# Those "Jump-Across" Tribs



## c. j. stone (Sep 24, 2006)

coming up Fast! 2-3 inches of rain this weekend. Just what we've all been waiting for! Be a few days before fishable again but should be Loaded from now til April!


----------



## hailtothethief (Jan 18, 2017)

The small tribs should be good tomorrow if it lets up tonight. There is clear water in the mouths of the rivers still. Not for long though


----------



## PaddleFish (Aug 21, 2017)

Nothing will fish tomorrow (Sunday). Everything already blown and it's still going to rain all night plus there's a lot of standing water that hasn't even drained into our streams yet. 

Like C.J. mentioned, this is a much needed blow we have been waiting for that should flush out most of the leaves, bring in a bunch of new fish, and spread fish all throughout our streams.


----------



## hailtothethief (Jan 18, 2017)

Ill give it a go in the morning.
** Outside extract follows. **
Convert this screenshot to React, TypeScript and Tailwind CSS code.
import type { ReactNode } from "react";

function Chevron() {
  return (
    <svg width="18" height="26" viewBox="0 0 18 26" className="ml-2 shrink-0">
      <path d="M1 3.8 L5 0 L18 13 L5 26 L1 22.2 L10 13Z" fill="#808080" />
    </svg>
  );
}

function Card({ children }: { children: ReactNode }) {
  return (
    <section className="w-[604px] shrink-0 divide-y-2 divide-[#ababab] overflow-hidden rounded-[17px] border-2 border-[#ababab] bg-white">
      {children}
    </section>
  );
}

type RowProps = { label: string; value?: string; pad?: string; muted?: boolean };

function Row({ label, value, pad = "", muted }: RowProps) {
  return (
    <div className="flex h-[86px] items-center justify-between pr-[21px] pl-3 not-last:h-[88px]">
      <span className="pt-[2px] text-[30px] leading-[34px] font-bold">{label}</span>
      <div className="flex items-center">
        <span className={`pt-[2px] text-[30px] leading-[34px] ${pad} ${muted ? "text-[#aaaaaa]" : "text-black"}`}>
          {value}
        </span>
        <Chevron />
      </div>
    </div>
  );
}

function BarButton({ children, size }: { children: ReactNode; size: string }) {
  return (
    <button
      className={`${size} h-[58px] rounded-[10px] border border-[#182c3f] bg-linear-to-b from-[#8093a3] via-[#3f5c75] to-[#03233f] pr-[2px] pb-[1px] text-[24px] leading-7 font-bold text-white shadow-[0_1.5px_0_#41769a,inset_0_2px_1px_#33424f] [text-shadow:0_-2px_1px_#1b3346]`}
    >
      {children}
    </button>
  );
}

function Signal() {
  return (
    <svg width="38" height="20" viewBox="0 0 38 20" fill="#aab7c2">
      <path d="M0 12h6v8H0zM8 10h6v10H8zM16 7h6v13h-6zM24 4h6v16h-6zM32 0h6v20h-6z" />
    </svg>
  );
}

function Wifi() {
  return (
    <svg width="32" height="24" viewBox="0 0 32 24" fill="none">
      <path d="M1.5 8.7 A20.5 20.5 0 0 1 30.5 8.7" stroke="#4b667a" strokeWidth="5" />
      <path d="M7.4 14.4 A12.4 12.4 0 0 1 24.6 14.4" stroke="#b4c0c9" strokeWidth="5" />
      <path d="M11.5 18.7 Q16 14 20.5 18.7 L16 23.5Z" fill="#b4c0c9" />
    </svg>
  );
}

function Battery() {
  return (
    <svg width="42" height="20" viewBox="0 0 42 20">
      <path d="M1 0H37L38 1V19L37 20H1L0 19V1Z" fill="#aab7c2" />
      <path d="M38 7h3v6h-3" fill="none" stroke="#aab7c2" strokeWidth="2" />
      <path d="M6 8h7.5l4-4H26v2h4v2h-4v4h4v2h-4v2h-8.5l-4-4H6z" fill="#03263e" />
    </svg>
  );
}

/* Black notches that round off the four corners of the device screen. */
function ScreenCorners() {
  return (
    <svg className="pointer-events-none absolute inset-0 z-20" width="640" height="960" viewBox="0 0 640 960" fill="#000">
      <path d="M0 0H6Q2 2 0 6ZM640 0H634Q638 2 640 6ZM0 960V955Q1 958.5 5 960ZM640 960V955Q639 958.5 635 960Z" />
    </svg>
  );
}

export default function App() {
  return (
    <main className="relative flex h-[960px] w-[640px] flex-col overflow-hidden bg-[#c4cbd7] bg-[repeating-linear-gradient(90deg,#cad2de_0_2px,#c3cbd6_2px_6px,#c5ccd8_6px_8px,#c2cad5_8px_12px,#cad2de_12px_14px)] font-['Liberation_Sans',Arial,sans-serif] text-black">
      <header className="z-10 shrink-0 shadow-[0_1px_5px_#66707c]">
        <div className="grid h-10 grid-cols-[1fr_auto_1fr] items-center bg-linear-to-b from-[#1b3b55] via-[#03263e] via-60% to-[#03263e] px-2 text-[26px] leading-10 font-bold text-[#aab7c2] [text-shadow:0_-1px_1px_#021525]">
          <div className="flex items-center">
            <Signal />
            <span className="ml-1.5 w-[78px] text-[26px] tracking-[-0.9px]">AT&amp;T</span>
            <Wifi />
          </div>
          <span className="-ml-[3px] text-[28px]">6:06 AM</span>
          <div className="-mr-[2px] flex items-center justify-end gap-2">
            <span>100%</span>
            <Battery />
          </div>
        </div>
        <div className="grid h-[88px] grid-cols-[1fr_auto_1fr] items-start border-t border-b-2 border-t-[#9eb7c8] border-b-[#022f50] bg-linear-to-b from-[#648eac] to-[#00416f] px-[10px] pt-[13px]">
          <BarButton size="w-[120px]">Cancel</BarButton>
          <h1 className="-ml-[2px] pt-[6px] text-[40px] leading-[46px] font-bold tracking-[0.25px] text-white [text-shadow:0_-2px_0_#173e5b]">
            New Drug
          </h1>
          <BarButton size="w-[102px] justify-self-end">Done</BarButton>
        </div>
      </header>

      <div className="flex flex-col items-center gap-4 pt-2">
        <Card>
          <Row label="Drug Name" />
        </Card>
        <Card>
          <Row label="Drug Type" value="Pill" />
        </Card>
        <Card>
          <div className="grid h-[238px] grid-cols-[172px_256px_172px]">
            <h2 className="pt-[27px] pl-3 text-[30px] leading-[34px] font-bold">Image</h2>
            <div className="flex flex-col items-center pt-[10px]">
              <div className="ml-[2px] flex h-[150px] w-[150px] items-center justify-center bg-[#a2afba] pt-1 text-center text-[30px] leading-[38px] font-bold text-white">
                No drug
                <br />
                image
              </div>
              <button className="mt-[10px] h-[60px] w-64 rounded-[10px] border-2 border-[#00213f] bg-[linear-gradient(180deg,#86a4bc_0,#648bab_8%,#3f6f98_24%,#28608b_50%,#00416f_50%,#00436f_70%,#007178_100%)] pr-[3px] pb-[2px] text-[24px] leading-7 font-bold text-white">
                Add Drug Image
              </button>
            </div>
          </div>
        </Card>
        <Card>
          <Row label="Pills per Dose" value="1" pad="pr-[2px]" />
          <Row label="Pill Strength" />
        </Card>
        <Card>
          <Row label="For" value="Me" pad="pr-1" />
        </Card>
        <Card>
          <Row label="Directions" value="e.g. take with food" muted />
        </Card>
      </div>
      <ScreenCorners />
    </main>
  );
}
Got some good looking eggs. The small trib should be good enough. I ll try chartreuse egg sacs on the bottom. Ill hook up.


----------



## bwarrenuk (Jan 4, 2015)

Just curious will Conny fish on wed. Don't know that river that well.i think it drains fairly fast. I prefer dirty water to clean. Just wondering if I should take Wednesday off or save it for another day. Thanks in advance for any info.


----------



## PaddleFish (Aug 21, 2017)

bwarrenuk said:


> Just curious will Conny fish on wed. Don't know that river that well.i think it drains fairly fast. I prefer dirty water to clean. Just wondering if I should take Wednesday off or save it for another day. Thanks in advance for any info.
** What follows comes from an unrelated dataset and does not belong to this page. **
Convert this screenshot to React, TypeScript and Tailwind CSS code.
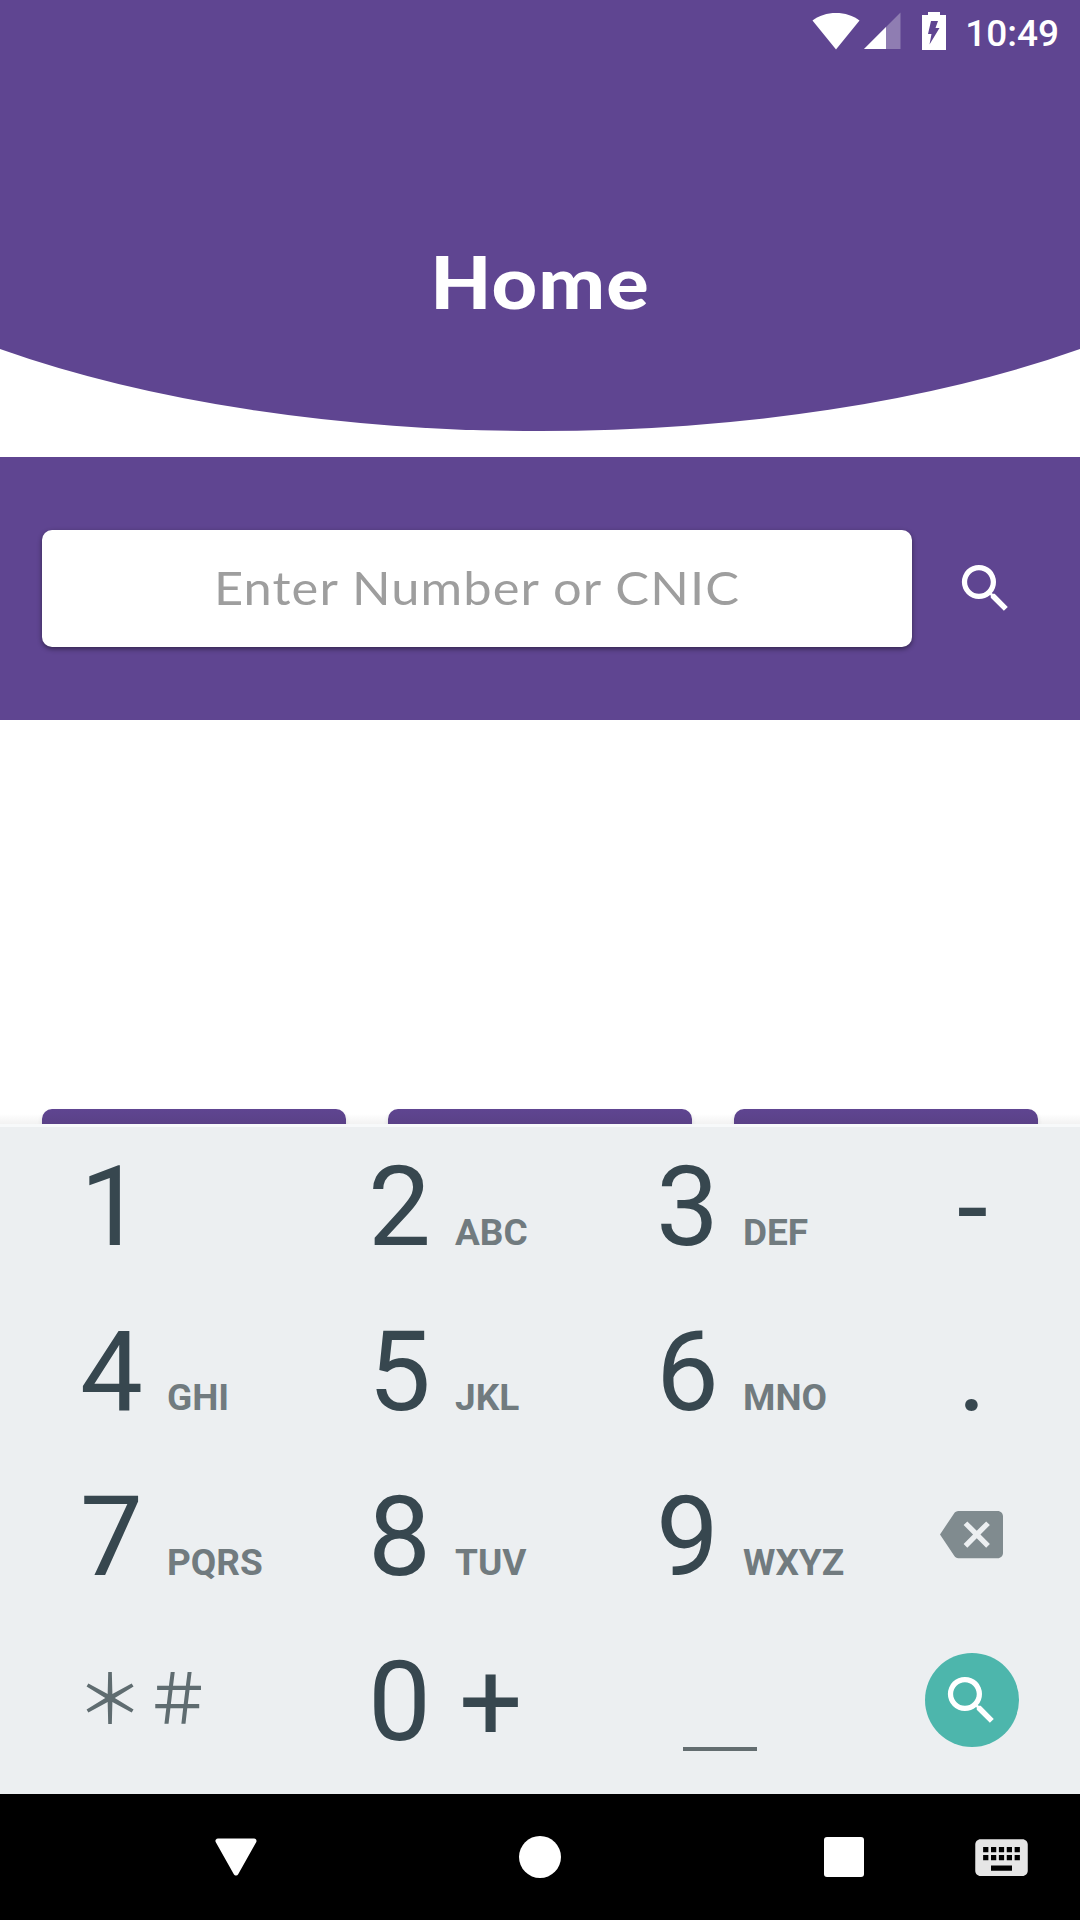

As of 7pm Sunday, Connie is still raging at 2500 cfs and not clear if it is even dropping yet. Don't think it would fish Weds but other streams will if they don't come back up. That 15 degree drop in air temps from Tues to Weds will make for a tougher bite Weds though.


----------



## hailtothethief (Jan 18, 2017)

The small tribs off conny will fish. Conny is a big big river. Theres always parts that are fishable.


----------



## bwarrenuk (Jan 4, 2015)

Thanks guys. Much appreciated.


----------



## kingbaiter13 (Feb 24, 2014)

Conneaut Creek is at 3150 cfs now. And over 6ft now.


----------